- Package:
- libnss-ldapd
- Source:
- nss-pam-ldapd
- Description:
- NSS module for using LDAP as a naming service
- Submitter:
- Patrick Schoenfeld
- Date:
- 2015-11-08 20:33:03 UTC
- Severity:
- important
Hi, since we use libnss-ldapd we have a problem that is quiet serious for us, as it effectively affects login and group ACLs. However we couldn't yet track down this issue to a specific component, therefore we didn't report it yet. The setup: Our setup is a mixed Windows/Linux environment with a LDAP server, for central authentication. Linux clients use libnss-ldapd for resolution of usernames and groups. The problem: After reboot of the Linux clients they are unable to resolve groups and sometimes are also unable to resolve users. The result is that files are owned by [nobody]:nogroup, while getent passwd and getent group show the right result. In consequence people are unable to properly login (because desktop environment need read permissions on their setting ;) and user permissions are broken. After 10-30 minutes of running the problem disappears.

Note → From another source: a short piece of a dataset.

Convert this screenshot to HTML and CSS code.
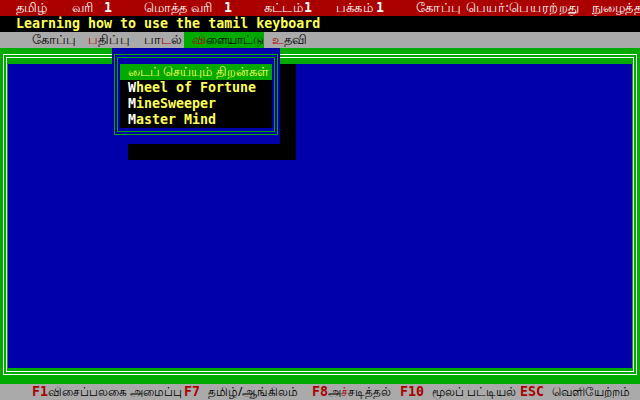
FILE: index.html
```html
<!DOCTYPE html>
<html lang="ta">
<head>
<meta charset="utf-8">
<title>Tamil editor</title>
<link rel="stylesheet" href="styles.css">
</head>
<body>
<div class="screen">
  <div class="row status">
    <span class="ta st-lang">தமிழ்</span>
    <span class="ta st-line">வரி</span>
    <span class="num st-line-n">1</span>
    <span class="ta st-total">மொத்த வரி</span>
    <span class="num st-total-n">1</span>
    <span class="ta st-cell">கட்டம்</span>
    <span class="num st-cell-n">1</span>
    <span class="ta st-page">பக்கம்</span>
    <span class="num st-page-n">1</span>
    <span class="ta st-file">கோப்பு பெயர்:பெயரற்றது</span>
    <span class="ta st-mode">நுழைத்தல்</span>
  </div>
  <div class="row title">
    <span class="title-text">Learning how to use the tamil keyboard</span>
  </div>
  <div class="row menubar">
    <span class="ta mb-file">கோப்பு</span>
    <span class="ta mb-edit"><b class="hot">ப</b>திப்பு</span>
    <span class="ta mb-lesson">பா<b class="hot">ட</b>ல்</span>
    <span class="ta mb-games active"><b class="hot">வி</b>ளையாட்டு</span>
    <span class="ta mb-help"><b class="hot">உ</b>தவி</span>
  </div>
  <div class="frame">
    <div class="frame-outer">
      <div class="frame-inner">
        <div class="workspace"></div>
      </div>
    </div>
    <div class="popup">
      <div class="pop-outer">
        <div class="pop-inner">
          <ul class="pop-list">
            <li class="pop-item selected"><span class="ta">டைப் செய்யும் திறன்கள்</span></li>
            <li class="pop-item"><span class="first">W</span>heel of Fortune</li>
            <li class="pop-item"><span class="first">M</span>ineSweeper</li>
            <li class="pop-item"><span class="first">M</span>aster Mind</li>
          </ul>
        </div>
      </div>
    </div>
  </div>
  <div class="row fkeys">
    <span class="key fk-1">F1</span>
    <span class="ta fk-1t">விசைப்பலகை அமைப்பு</span>
    <span class="key fk-7">F7</span>
    <span class="ta fk-7t">தமிழ்/ஆங்கிலம்</span>
    <span class="key fk-8">F8</span>
    <span class="ta fk-8t">அ<b class="hot">ச்</b>சடித்தல்</span>
    <span class="key fk-10">F10</span>
    <span class="ta fk-10t">மூலப் பட்டியல்</span>
    <span class="key fk-esc">ESC</span>
    <span class="ta fk-esct">வெளியேற்றம்</span>
  </div>
</div>
</body>
</html>
```

FILE: styles.css
```css
* { box-sizing: border-box; }
html, body { margin: 0; padding: 0; background: #000; }
body { width: 640px; height: 400px; overflow: hidden; }

.screen {
  width: 640px;
  height: 400px;
  display: flex;
  flex-direction: column;
  font-family: "DejaVu Sans Mono", monospace;
  font-weight: bold;
  font-size: 13.3px;
  line-height: 16px;
  position: relative;
}

.row {
  height: 16px;
  display: grid;
  grid-template-columns: repeat(80, 8px);
  white-space: nowrap;
  overflow: hidden;
}

.ta {
  font-family: "Noto Sans", sans-serif;
  font-weight: normal;
  font-size: 12.5px;
  letter-spacing: 0.2px;
  line-height: 16px;
}
.hot { font-weight: normal; color: #aa0000; }

/* status bar */
.status { background: #aa0000; color: #fff; }
.st-lang { grid-column: 3 / span 6; }
.st-line { grid-column: 10 / span 4; }
.st-line-n { grid-column: 14 / span 2; }
.st-total { grid-column: 19 / span 10; }
.st-total-n { grid-column: 29 / span 2; }
.st-cell { grid-column: 34 / span 5; }
.st-cell-n { grid-column: 39 / span 2; }
.st-page { grid-column: 43 / span 5; }
.st-page-n { grid-column: 48 / span 2; }
.st-file { grid-column: 53 / span 22; letter-spacing: 0.6px; }
.st-mode { grid-column: 75 / span 6; }

/* title */
.title { background: #000; color: #ffff55; }
.title-text { grid-column: 3 / span 40; }

/* menu bar */
.menubar { background: #aaaaaa; color: #000; }
.mb-file { grid-column: 5 / span 6; }
.mb-edit { grid-column: 12 / span 6; }
.mb-lesson { grid-column: 19 / span 5; }
.mb-games { grid-column: 24 / span 10; padding-left: 8px; font-size: 12px; letter-spacing: -0.3px; }
.mb-help { grid-column: 35 / span 5; }
.active { background: #00aa00; }

/* main frame */
.frame {
  height: 336px;
  background: #00aa00;
  padding: 6px 3px 9px 3px;
  position: relative;
}
.frame-outer {
  height: 100%;
  border: 1px solid #fff;
  padding: 2px;
}
.frame-inner {
  height: 100%;
  border: 1px solid #fff;
  padding: 6px 1px 3px 1px;
}
.workspace {
  height: 100%;
  background: #0000aa;
}

/* popup menu */
.popup {
  position: absolute;
  left: 112px;
  top: 0;
  width: 168px;
  height: 96px;
  background: #0000aa;
  box-shadow: 16px 16px 0 #000;
  padding: 6px 2px 9px 2px;
}
.pop-outer {
  height: 100%;
  border: 1px solid #00aa00;
  padding: 2px;
}
.pop-inner {
  height: 100%;
  border: 1px solid #00aa00;
  padding: 6px 2px 3px 2px;
}
.pop-list {
  list-style: none;
  margin: 0;
  padding: 0;
  background: #000;
  height: 64px;
}
.pop-item {
  height: 16px;
  padding-left: 8px;
  color: #ffff55;
  white-space: nowrap;
}
.pop-item .first { color: #fff; }
.pop-item.selected { background: #00aa00; color: #ffff55; }
.pop-item.selected .ta { letter-spacing: 0; font-size: 12.5px; }

/* function keys */
.fkeys { background: #aaaaaa; color: #000; }
.fkeys .ta { letter-spacing: 0; font-size: 12px; }
.key { color: #aa0000; }
.fk-1 { grid-column: 5 / span 2; }
.fk-1t { grid-column: 7 / span 16; }
.fk-7 { grid-column: 24 / span 2; }
.fk-7t { grid-column: 27 / span 12; }
.fk-8 { grid-column: 40 / span 2; }
.fk-8t { grid-column: 42 / span 8; }
.fk-10 { grid-column: 51 / span 3; }
.fk-10t { grid-column: 55 / span 10; }
.fk-esc { grid-column: 66 / span 3; }
.fk-esct { grid-column: 70 / span 11; }
```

This makes me think that some timeout occours, but I can't tell which. I thought its probably somehow related to the udev resolution issues that are handled different in libnss-ldapd from libnss-ldap which produces a significant delay when booting because groups can't be resolved while ldap is accessible, which is handled gracefully bei libnss-ldapd. Maybe you gather invalid results while booting, because LDAP is not accessible. But I don't see why nslcd should cache these results so I think my idea is absurd. The problem is reproducable with or without nscd running, so the problem is not related to it. The problem seems not to be related to the groups which contain spaces, except that it spams the log secondly with error messages unless my patch is applied. The problem does not occur with libnss-ldap, so the problem is specific to libnss-ldapd. I've choosen severity serious for this issue because at the one hand the problem would fit severity 'Critical', because it "makes unrelated software on the system (or the whole system) break", but then again I felt uncomfortable with it, because the problem does not persist over the uptime of the system and after 10-30 minutes the problem disappears. But I think it should definitive be fixed for lenny. Best Regards, Patrick
Could you provide some more details? Is the LDAP server on the system that also runs nss-ldapd, what options do you use, which LDAP server software etc? Your configuration file should also help. I don't understand this. If you perform getent passwd and getent group you get the expected result but if you do ls -l the files are reported as nobody:nogroup? If ls can't resolve numeric user and group ids it should print the numeric form, not make up something. Can you produce logs of nslcd? It should report whether the LDAP server was reachable or not. If you can run nslcd with the -d option it should report more information that will help in tracking this down. Note that for logging in you also need pam_ldap which has it's own configuration. If the problem is in that you should probably also provide information about that. nslcd only caches the relationship between DNs and uids for group membership lookups (when the uniqueMember attribute is used). This timeout is hardcoded at 15 minutes. Other than that I can't think of a timeout as long unless you set it that high in the config. The way nss-ldapd solves the udev problem is by not doing LDAP lookups that early during boot at all and "fail" quickly. Only when nslcd is started are lookups attempted. In any case I can't think of a case where getent passwd should work and ls would fail. One known issue (#475626) is related to the order at which nslcd is started during boot. If the LDAP server is unavailable when nslcd is started a timeout could occur and the LDAP server will not be found immediately when it is available. I am inclined to lower it to important because it seems to work in a lot of common environments. I hope to fix this soon. Thanks for your bugreport.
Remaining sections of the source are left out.